Public data for all
In progress from 01-01-2010 to 01-06-2010
Project manager: Christine Hafskjold
Expert-based, Governance, Innovation, IT & communication
All public data should be made available to the public for free, as long as they don't threaten national security or the privacy of the citizens. Making public data available will stimulate innovation and strengthen democracy. This is one of the recommendations from a recent report from the Norwegian Board of Technology.
The development in information technology over the last ten years has led to an explosion in the amount of data available – both on the internet and locked away in government databases. Most Norwegians use services like online banking, and filling in their tax returns on the internet and are used to be able to fix almost everything online. This opens up a market for new and innovative services based on public data – but that means that the data must be available.
There is a general feeling that data that has been collected and structured through public funding belongs to the public and should be made available for free.

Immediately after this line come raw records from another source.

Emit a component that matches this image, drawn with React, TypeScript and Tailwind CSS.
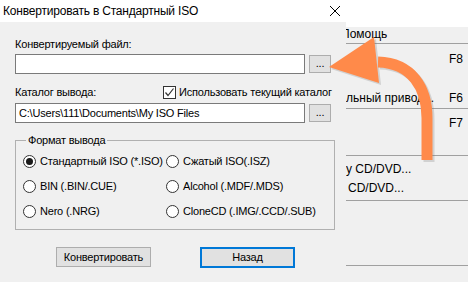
import React from 'react'

const ui = "font-['Liberation_Sans',Arial,sans-serif] text-[11px] tracking-[-0.2px] text-black"
const seg = "font-['Liberation_Sans',Arial,sans-serif] text-[12px] text-black"

function Radio({ checked, label }: { checked?: boolean; label: string }) {
    return (
        <div className="flex items-center h-[14px] gap-[4px]">
            <span className="w-[13px] h-[13px] rounded-full border border-[#333] bg-white flex items-center justify-center">
                {checked && <span className="w-[7px] h-[7px] rounded-full bg-[#1a1a1a]"></span>}
            </span>
            <span className="whitespace-nowrap">{label}</span>
        </div>
    )
}

function Dots() {
    return (
        <button className="w-[22px] h-[18px] border border-[#adadad] bg-[#e1e1e1] text-[11px] leading-none pb-[3px] flex items-end justify-center">
            ...
        </button>
    )
}

function BackWindow() {
    return (
        <div className={`absolute inset-0 bg-[#f0f0f0] ${seg}`}>
            <div className="h-[27px] bg-white"></div>
            <div className="pl-[341px] flex flex-col">
                <div className="h-[16px] leading-[14px]">Помощь</div>
                <div className="h-px bg-[#a0a0a0] ml-[5px]"></div>
                <div className="h-[64px] relative">
                    <span className="absolute right-[5px] top-[6px]">F8</span>
                    <span className="absolute left-[5px] top-[45px] whitespace-nowrap">льный привод...</span>
                    <span className="absolute right-[5px] top-[45px]">F6</span>
                </div>
                <div className="h-px bg-[#a0a0a0] ml-[5px]"></div>
                <div className="h-[46px] relative">
                    <span className="absolute right-[5px] top-[5px]">F7</span>
                </div>
                <div className="h-px bg-[#a0a0a0] ml-[5px]"></div>
                <div className="h-[44px] relative">
                    <span className="absolute left-[5px] top-[4px] whitespace-nowrap">y CD/DVD...</span>
                    <span className="absolute left-[7px] top-[23px] whitespace-nowrap">CD/DVD...</span>
                </div>
                <div className="h-px bg-[#a0a0a0] ml-[5px]"></div>
                <div className="h-[64px]"></div>
                <div className="h-px bg-[#a0a0a0] ml-[5px]"></div>
            </div>
        </div>
    )
}

export default function App() {
    return (
        <div className="relative w-[468px] h-[282px] overflow-hidden bg-[#f0f0f0]">
            <BackWindow />

            <div className={`absolute left-0 top-0 w-[346px] h-[282px] bg-[#f0f0f0] ${ui}`}>
                <div className={`h-[22px] bg-white flex items-center justify-between pl-[3px] pr-[4px] ${seg}`}>
                    <span className="leading-none">Конвертировать в Стандартный ISO</span>
                    <svg width="12" height="12" viewBox="0 0 12 12" className="mr-[1px]">
                        <path d="M1 1 L11 11 M11 1 L1 11" stroke="#000" strokeWidth="1" />
                    </svg>
                </div>

                <div className="pl-[15px] flex flex-col">
                    <div className="mt-[15px] h-[14px] leading-[14px]">Конвертируемый файл:</div>
                    <div className="mt-[3px] flex items-center gap-[4px]">
                        <div className="w-[290px] h-[20px] border border-[#7a7a7a] bg-white"></div>
                        <Dots />
                    </div>

                    <div className="mt-[11px] h-[14px] flex items-center">
                        <span className="w-[148px]">Каталог вывода:</span>
                        <span className="w-[13px] h-[13px] border border-[#333] bg-white flex items-center justify-center">
                            <svg width="11" height="11" viewBox="0 0 11 11">
                                <path d="M1.5 5.5 L4 8.5 L9.5 1.5" fill="none" stroke="#333" strokeWidth="1.2" />
                            </svg>
                        </span>
                        <span className="ml-[3px] whitespace-nowrap">Использовать текущий каталог</span>
                    </div>
                    <div className="mt-[4px] flex items-center gap-[4px]">
                        <div className="w-[290px] h-[20px] border border-[#7a7a7a] bg-white pl-[3px] leading-[18px]">
                            C:\Users\111\Documents\My ISO Files
                        </div>
                        <Dots />
                    </div>

                    <fieldset className="mt-[10px] w-[320px] h-[97px] border border-[#b0b0b0] pl-[7px] pt-[7px] m-0">
                        <legend className="ml-[3px] px-[2px] leading-[14px]">Формат вывода</legend>
                        <div className="grid grid-cols-[143px_auto] gap-y-[11px]">
                            <Radio checked label="Стандартный ISO (*.ISO)" />
                            <Radio label="Сжатый ISO(.ISZ)" />
                            <Radio label="BIN (.BIN/.CUE)" />
                            <Radio label="Alcohol (.MDF/.MDS)" />
                            <Radio label="Nero (.NRG)" />
                            <Radio label="CloneCD (.IMG/.CCD/.SUB)" />
                        </div>
                    </fieldset>

                    <div className="mt-[17px] pl-[41px] flex gap-[49px]">
                        <button className="w-[95px] h-[20px] border border-[#adadad] bg-[#e1e1e1] leading-none">
                            Конвертировать
                        </button>
                        <button className="w-[95px] h-[21px] border-2 border-[#0078d7] bg-[#e1e1e1] leading-none">
                            Назад
                        </button>
                    </div>
                </div>
            </div>

            <svg className="absolute left-0 top-0" width="468" height="282" viewBox="0 0 468 282">
                <g opacity="0.25" transform="translate(2,2)">
                    <path d="M427 160 L427 118 C427 88 412 63 378 62" fill="none" stroke="#777" strokeWidth="11" />
                    <polygon points="329,67 374,37 379,83" fill="#777" />
                </g>
                <path d="M427 160 L427 118 C427 88 412 63 378 62" fill="none" stroke="#ff8a4a" strokeWidth="11" />
                <polygon points="329,67 374,37 379,83" fill="#ff8a4a" />
            </svg>
        </div>
    )
}
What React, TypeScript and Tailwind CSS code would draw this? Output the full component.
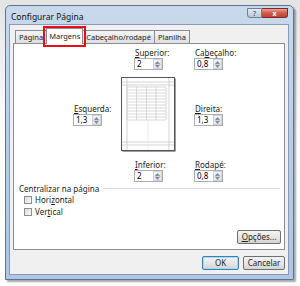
import React from "react";

function U({ text, i }: { text: string; i: number }) {
  if (i < 0) return <>{text}</>;
  return (
    <>
      {text.slice(0, i)}
      <span className="underline underline-offset-[1px]">{text[i]}</span>
      {text.slice(i + 1)}
    </>
  );
}

function Arrow({ up }: { up: boolean }) {
  return (
    <svg width="5" height="3" viewBox="0 0 5 3" className="block">
      {up ? (
        <polygon points="0,3 2.5,0 5,3" fill="#7d8ea8" />
      ) : (
        <polygon points="0,0 2.5,3 5,0" fill="#7d8ea8" />
      )}
    </svg>
  );
}

function Spin({ value }: { value: string }) {
  return (
    <div className="w-[29px] h-[12px] border border-[#abadb3] bg-white flex">
      <div className="flex-1 pl-[2px] text-[8px] leading-[10px] text-black">{value}</div>
      <div className="w-[9px] flex flex-col">
        <div className="h-[5px] flex items-center justify-center bg-gradient-to-b from-[#f6f6f6] to-[#e4e4e4] border border-[#d2d2d2] border-b-0">
          <Arrow up />
        </div>
        <div className="h-[5px] flex items-center justify-center bg-gradient-to-b from-[#f6f6f6] to-[#e4e4e4] border border-[#d2d2d2]">
          <Arrow up={false} />
        </div>
      </div>
    </div>
  );
}

function Field({ label, u, value, className = "" }: { label: string; u: number; value: string; className?: string }) {
  return (
    <div className={"flex flex-col " + className}>
      <span className="h-[10px] leading-[10px] text-[8px] text-[#1e1e1e] pl-[1px]">
        <U text={label} i={u} />
      </span>
      <Spin value={value} />
    </div>
  );
}

function PagePreview() {
  const rows = [];
  for (let r = 0; r <= 11; r++) {
    const y = 10 + r * 3;
    rows.push(<line key={"r" + r} x1="6" y1={y} x2="45" y2={y} stroke="#cfcfcf" strokeWidth="0.8" />);
  }
  const cols = [6, 15.5, 25.5, 35, 45];
  return (
    <svg width="56" height="76" viewBox="0 0 56 76" className="block">
      <rect x="1.5" y="1.5" width="53" height="73" fill="#3c3c3c" />
      <rect x="0.5" y="0.5" width="53" height="73" fill="#ffffff" stroke="#555555" strokeWidth="1" />
      <line x1="6" y1="1" x2="6" y2="73" stroke="#c8c8c8" strokeWidth="0.8" />
      <line x1="48" y1="1" x2="48" y2="73" stroke="#c8c8c8" strokeWidth="0.8" />
      <line x1="1" y1="5" x2="53" y2="5" stroke="#c8c8c8" strokeWidth="0.8" />
      <line x1="1" y1="8" x2="53" y2="8" stroke="#c8c8c8" strokeWidth="0.8" />
      <line x1="1" y1="65" x2="53" y2="65" stroke="#c8c8c8" strokeWidth="0.8" />
      <line x1="1" y1="68" x2="53" y2="68" stroke="#c8c8c8" strokeWidth="0.8" />
      {rows}
      {cols.map((x, i) => (
        <line key={"c" + i} x1={x} y1="10" x2={x} y2="43" stroke="#cfcfcf" strokeWidth="0.8" />
      ))}
      <line x1="27" y1="43" x2="27" y2="73" stroke="#e6e6e6" strokeWidth="0.8" />
    </svg>
  );
}

function Check({ label, u }: { label: string; u: number }) {
  return (
    <div className="flex items-center gap-[3px] h-[12px]">
      <div className="w-[8px] h-[8px] border border-[#8f8f8f] bg-gradient-to-br from-[#dcdcdc] to-[#f8f8f8]" />
      <span className="text-[8px] leading-[10px] text-[#1e1e1e]">
        <U text={label} i={u} />
      </span>
    </div>
  );
}

function Btn({ children, w, def = false }: { children: React.ReactNode; w: string; def?: boolean }) {
  return (
    <div
      className={
        "h-[14px] rounded-[2px] border flex items-center justify-center text-[8px] leading-[10px] text-[#1e1e1e] bg-gradient-to-b from-[#f3f3f3] via-[#e6e6e6] to-[#d4d4d4] " +
        (def ? "border-[#3c7fb1] shadow-[inset_0_0_0_1px_#a7d8f7] " : "border-[#707070] ") +
        w
      }
    >
      {children}
    </div>
  );
}

export default function App() {
  return (
    <div className="w-[300px] h-[286px] overflow-hidden bg-gradient-to-b from-[#e4e4e4] via-[#ffffff] to-[#ffffff] font-['Noto_Sans',sans-serif] pt-[5px] pl-[5px]">
      <div className="w-[289px] h-[275px] rounded-t-[5px] border border-[#5d7391] bg-gradient-to-b from-[#c9d9ec] via-[#b9cde6] to-[#aec6e3] flex flex-col pl-[3px] pr-[4px] pb-[4px] shadow-[2px_2px_2px_rgba(0,0,0,0.35)]">
        <div className="h-[18px] flex items-start justify-between shrink-0">
          <span className="text-[8.5px] leading-[10px] text-[#111] pl-[2px] pt-[6px]">Configurar Página</span>
          <div className="flex mt-[2px] mr-[1px]">
            <div className="w-[15px] h-[10px] rounded-bl-[3px] border border-[#6e7e94] bg-gradient-to-b from-[#e3ebf5] to-[#b7c6d9] flex items-center justify-center text-[7px] leading-[7px] text-[#3a4657]">
              ?
            </div>
            <div className="w-[26px] h-[10px] rounded-br-[3px] border border-l-0 border-[#7a2b2b] bg-gradient-to-b from-[#e8a095] via-[#cf5a4b] to-[#c6402f] flex items-center justify-center text-[7px] leading-[7px] font-bold text-white">
              x
            </div>
          </div>
        </div>
        <div className="flex-1 bg-[#f0f0f0] border border-[#8a9bb1] flex flex-col">
          <div className="flex items-end pl-[5px] pt-[2px] h-[18px] shrink-0">
            <div className="h-[13px] px-[3px] border border-b-0 border-[#898c95] bg-gradient-to-b from-[#f4f4f4] to-[#dedede] text-[7.5px] leading-[12px] text-[#1e1e1e]">
              Página
            </div>
            <div className="relative -mx-[1px] z-10 -mb-[1px]">
              <div className="h-[16px] px-[2px] border border-b-0 border-[#898c95] bg-white text-[7.5px] leading-[14px] text-[#1e1e1e]">
                Margens
              </div>
              <div className="absolute -left-[3px] -right-[3px] -top-[2px] -bottom-[3px] border-2 border-[#e3101a]" />
            </div>
            <div className="h-[13px] px-[3px] border border-b-0 border-[#898c95] bg-gradient-to-b from-[#f4f4f4] to-[#dedede] text-[7.5px] leading-[12px] text-[#1e1e1e]">
              Cabeçalho/rodapé
            </div>
            <div className="h-[13px] px-[3px] border border-b-0 border-l-0 border-[#898c95] bg-gradient-to-b from-[#f4f4f4] to-[#dedede] text-[7.5px] leading-[12px] text-[#1e1e1e]">
              Planilha
            </div>
          </div>
          <div className="mx-[3px] h-[207px] border border-[#898c95] bg-white flex flex-col shrink-0">
            <div className="grid grid-cols-[48px_73px_1fr] pl-[59px] pt-[4px]">
              <div />
              <Field label="Superior:" u={0} value="2" className="ml-[13px]" />
              <Field label="Cabeçalho:" u={2} value="0,8" />
              <div className="flex items-center h-[90px] col-start-1">
                <Field label="Esquerda:" u={0} value="1,3" />
              </div>
              <div className="flex items-center h-[90px]">
                <PagePreview />
              </div>
              <div className="flex items-center h-[90px]">
                <Field label="Direita:" u={0} value="1,3" />
              </div>
              <div />
              <Field label="Inferior:" u={0} value="2" className="ml-[13px]" />
              <Field label="Rodapé:" u={0} value="0,8" />
            </div>
            <div className="flex items-center mt-[1px] pl-[5px] pr-[4px] h-[11px]">
              <span className="text-[8px] leading-[10px] text-[#1e1e1e]">Centralizar na página</span>
              <div className="flex-1 h-px bg-[#dcdcdc] ml-[4px]" />
            </div>
            <div className="flex flex-col pl-[10px]">
              <Check label="Horizontal" u={4} />
              <Check label="Vertical" u={3} />
            </div>
            <div className="flex-1" />
            <div className="flex justify-end pr-[3px] pb-[5px]">
              <Btn w="w-[44px]">
                <U text="Opções..." i={0} />
              </Btn>
            </div>
          </div>
          <div className="flex justify-end gap-[4px] pr-[3px] pt-[6px]">
            <Btn w="w-[37px]" def>
              OK
            </Btn>
            <Btn w="w-[42px]">Cancelar</Btn>
          </div>
        </div>
      </div>
    </div>
  );
}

This way the data can benefit the public through services such as weather forecasts, real time information on public transportation schedules etc.
The PSI-directive, which states that public data is a resource that should be available to all, has also been an important factor. This directive ha been one of the drivers for a development that has led to portals such as data.gov.uk in the UK and digitaliser.dk in Denmark.
The NBT has therefore had a project that looks into what public data should be made available in Norway, and how the government could go about doing this in practice.
The main recommendations are:
- Public data should as a rule be free. Even if there is a price on the data, the price should not depend on how the data is used – whether it is for commercial or non-commercial purposes.
- The public sector should focus on making available raw data – that is data in a machine readable format. The development of applications that make use of the data should be left to the market. The public sector should not compete with businesses. For some data, where making the full dataset available will be a threat to privacy, it can be natural to allow for searches for single "hits" through a public interface.
- The government should have a portal that points to the different data sets, based on the example of the US data.gov or the British data.gov.uk. The portal should as a minimum make public datasets with raw (machine readable) data, and APIs (Application Programming Interfaces) for real time data (such as data from traffic, for instance). The portal should be run by an agency that can handle contact both with the public and guide the different government agencies and offices that own the data. A handbook for the data owners on how to make the data available should be developed as soon as possible.
- The quality of the data should not be used as an excuse not to publish the data sets. Instead, there should be a classification system for data quality, to ensure that the users don't use data for purposes they don't have sufficient quality for.
It's important to respect the privacy of the citizens in this process. It can be difficult to preserve the anonymity when data is published in datasets, as they can be used in new channels and harvested with tools for data harvest. If these issues are not addressed properly, one risks a setback for public data as a whole. The solution is not to withhold all data sets with personal data, but for instance to anonymise them. For other data sets it can be an option to make the data available for single lookups, instead of making the entire data set available as a whole.